Open emreatbina opened 7 years ago
Hi @emreatbina,
That exception seems to be raised by jbinary
internal checks and looks like it is related to this:
https://github.com/hammerlab/pileup.js/blob/master/src/main/data/formats/bamTypes.js#L71
According to the BAM
specification, those 4 chars should start with a BAM
that is followed by the unicode character SOH
or \u001
. Looks like your server is eating the unicode character and I assuming this has something to do with the way nginx is set up. GitHub doesn't show it but you can the issue here:
Would you mind double checking your nginx setup to make sure that it can serve unicode characters? If the problem is not that, I am curious about how that BAM file was generated — in which case, a sliced version to reproduce the problem would be really useful.
Let me know!
I tried the BAM files that you used in your demo as well and got the same error. In addition to Nginx, I tried a few Node.js servers (node-static and http-server). Made sure that the charset is UTF-8 for all of them. HTTP response headers that get returned in my setup and your demo are pretty much the same but my response content contains some unicode characters for some reason, and that's probably why I'm getting this error. However; I can download the BAM files from my HTTP server and view them just fine with samtools and IGV.js
@emreatbina: hmm, that is really weird. We have been testing those parsing APIs so hard that it is sad to see this failure, but we first have to look for a few things that might be causing this behavior:
nginx
configuration issue (e.g. if it forces the content that is proxied to be of a particular charset), then maybe we can blame the browser since sometimes the proxy/webserver lets the client pick the encoding. If you are familiar with the devtools of any browser, I would love to see the request/response metadata to better debug this. If not would you mind letting me know what this particular command produces on your end: $ curl $BAMURL -H 'Range: bytes=0-3917' | gunzip | hexdump -n 16 -C
and if gzip is disabled then you can just remove the gunzip
part of the pipe.Thanks and sorry that you are having this issue.

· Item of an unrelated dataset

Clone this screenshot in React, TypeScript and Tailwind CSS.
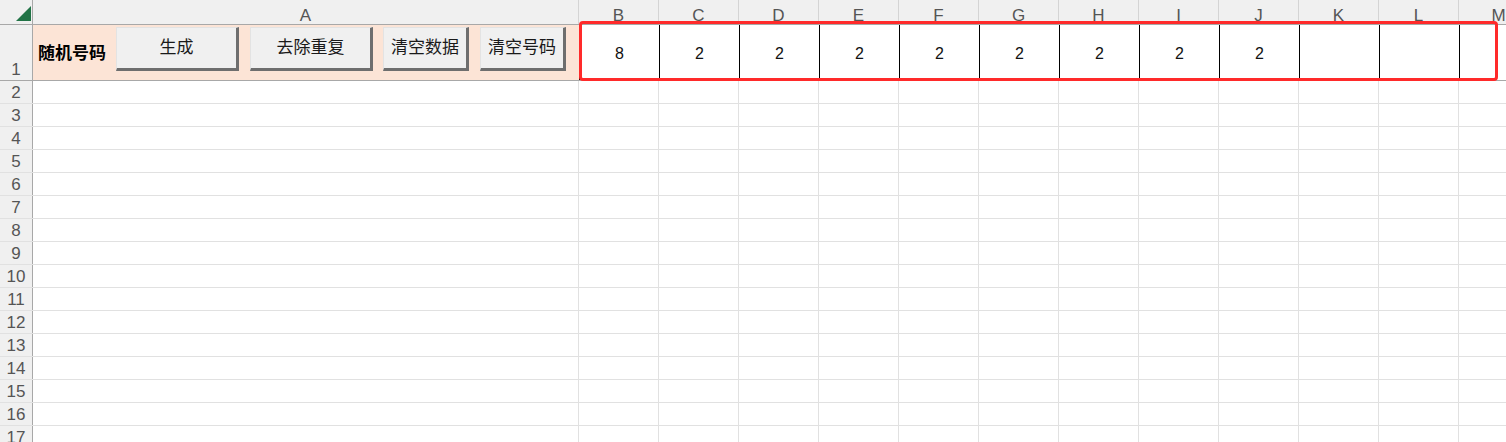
import React from 'react';

const COLS = ['B', 'C', 'D', 'E', 'F', 'G', 'H', 'I', 'J', 'K', 'L', 'M'];
const VALUES = ['8', '2', '2', '2', '2', '2', '2', '2', '2', '', '', ''];
const ROWS = Array.from({ length: 16 }, (_, i) => i + 2);

const FONT = "font-['Liberation_Sans','Noto_Sans_CJK_SC',sans-serif]";

function SheetButton({ label, width }: { label: string; width: string }) {
  return (
    <button
      className={`${width} h-[44px] shrink-0 bg-[#f0f0f0] border-t border-l border-t-[#e3e3e3] border-l-[#e3e3e3] border-b-[3px] border-r-[3px] border-b-[#6e6e6e] border-r-[#6e6e6e] text-[17px] text-[#1a1a1a] flex items-center justify-center pb-[1px]`}
    >
      {label}
    </button>
  );
}

export default function App() {
  return (
    <div className={`relative w-[1506px] h-[442px] overflow-hidden bg-white ${FONT}`}>
      {/* column headers */}
      <div className="flex h-[25px] bg-[#f0f0f0] border-b border-[#a8a8a8]">
        <div className="w-[33px] shrink-0 border-r border-[#a8a8a8] relative">
          <svg width="15" height="15" viewBox="0 0 15 15" className="absolute left-[16px] top-[6px]">
            <polygon points="15,0 15,15 0,15" fill="#217346" />
          </svg>
        </div>
        <div className="w-[546px] shrink-0 border-r border-[#d4d4d4] text-center text-[17px] leading-[32px] text-[#555]">A</div>
        {COLS.map(c => (
          <div key={c} className="w-[80px] shrink-0 border-r border-[#d4d4d4] text-center text-[17px] leading-[32px] text-[#555]">
            {c}
          </div>
        ))}
      </div>

      {/* row 1 */}
      <div className="flex h-[56px] border-b border-[#a8a8a8]">
        <div className="w-[33px] shrink-0 bg-[#f0f0f0] border-r border-[#a8a8a8] flex items-end justify-center text-[17px] leading-[20px] text-[#555]">1</div>
        <div className="w-[546px] shrink-0 bg-[#fce4d6] flex items-start pt-[2px]">
          <span className="w-[83px] shrink-0 pl-[5px] self-center text-[17px] font-bold text-black">随机号码</span>
          <SheetButton label="生成" width="w-[123px]" />
          <div className="w-[11px] shrink-0" />
          <SheetButton label="去除重复" width="w-[123px]" />
          <div className="w-[10px] shrink-0" />
          <SheetButton label="清空数据" width="w-[86px]" />
          <div className="w-[11px] shrink-0" />
          <SheetButton label="清空号码" width="w-[86px]" />
        </div>
        {VALUES.map((v, i) => (
          <div
            key={i}
            className="w-[80px] shrink-0 border-l border-black flex items-center justify-center text-[16px] text-[#111] pt-[2px]"
          >
            {v}
          </div>
        ))}
      </div>

      {/* rows 2-17 */}
      {ROWS.map(r => (
        <div key={r} className="flex h-[23px] border-b border-[#e1e1e1]">
          <div className="w-[33px] shrink-0 bg-[#f0f0f0] border-r border-[#a8a8a8] text-center text-[17px] leading-[23px] text-[#555]">
            {r}
          </div>
          <div className="w-[546px] shrink-0 border-r border-[#e1e1e1]" />
          {COLS.map(c => (
            <div key={c} className="w-[80px] shrink-0 border-r border-[#e1e1e1]" />
          ))}
        </div>
      ))}

      {/* highlight frame */}
      <div className="absolute left-[579px] top-[21px] w-[919px] h-[60px] border-[3px] border-[#ff2a2a] rounded-[4px] pointer-events-none" />
    </div>
  );
}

Thanks for getting back. I'm sure we'll resolve this issue soon.
curl http://localhost:8000/synth3.normal.17.7500000-7515000.bam | samtools view
works fine. Same thing with IGV.js, I'm serving the BAM file with nginx and it can view it fine.
curl http://localhost:8000/synth3.normal.17.7500000-7515000.bam -s -H 'Range: bytes=0-3917' | gunzip | hexdump -n 16 -C
returns
00000000 42 41 4d 01 21 3e 00 00 40 48 44 09 56 4e 3a 31 |BAM.!>..@HD.VN:1| 00000010
curl http://www.hammerlab.org/pileup/test-data/synth3.normal.17.7500000-7515000.bam -s -H 'Range: bytes=0-3917' | gunzip | hexdump -n 16 -C
returns
00000000 42 41 4d 01 21 3e 00 00 40 48 44 09 56 4e 3a 31 |BAM.!>..@HD.VN:1| 00000010
http://www.hammerlab.org/pileup/test-data/synth3.normal.17.7500000-7515000.bam
Sorry for the late reply, @emreatbina; but at this point, I have no idea what might be going wrong. The only possibility of getting such inconsistent responses from the server might be related to the client's request headers where your browser might be asking for something different and forcing to nginx server to use the wrong character encoding.
We haven't been testing the library against various combinations of browser settings, but this looks to me a like an edge use case. Let me know if you want to try to debug this on your side, but otherwise, I will probably won't be able to take a look at it in the foreseeable future :(
I set up pileup.js in my own environment where I am serving BAM files using Nginx. However; I see this error in the js console. Do I need any specific headers sent by Nginx?